Publicis Omnicom Call Quits On Merger

What were they thinking in the first place? Now that Publicis Groupe and Omnicom have called off their $35 billion merger, per sources, the differences between the two companies as they attempted to combine their operations seem more glaring than any common vision of “equals” they trumpeted back in July. After the flourish in Paris of signing off on a doomed transaction, the relationship between Publicis CEO Maurice Levy and Omnicom counterpart John Wren quickly soured amid a power struggle for control and consensus upon management structure. In recent months, it was a question of not if, but when, the two companies would call off the deal. Publicly, the merger has taken farcical turns. While Publicis’s Levy was telling analysts there were no tax issues beyond the usual French oversight, Omnicom’s Wren was advising investors that U.K. tax residency problems could be a dealbreaker for the Netherlands headquartered Publicis Omnicom Group. Then on April 29, Le Monde, France’s newspaper of record, published an incendiary article calling the transaction a Publicis takeover of its much larger American counterpart, in all but name.

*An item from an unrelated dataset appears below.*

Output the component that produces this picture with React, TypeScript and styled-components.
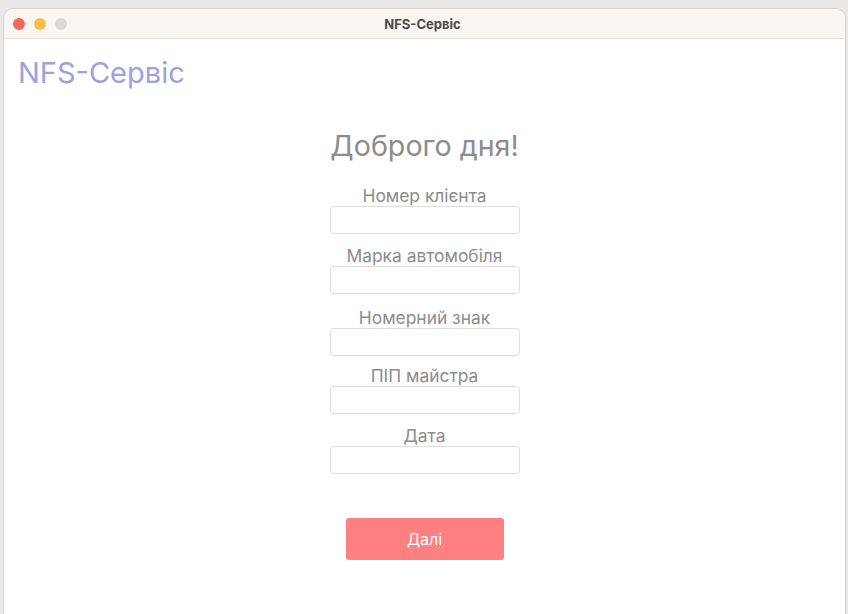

Many observers believed both companies would pull the plug in mid-June after the Chinese regulatory approvals did not come through, as widely expected, and would provide a face-saving out for the proposed merger. Now it remains to see what the industry’s most high-profile, expensive failed transaction will do to the reputations of the companies’ two chief executives in the twilight of the careers who are considering their own legacies.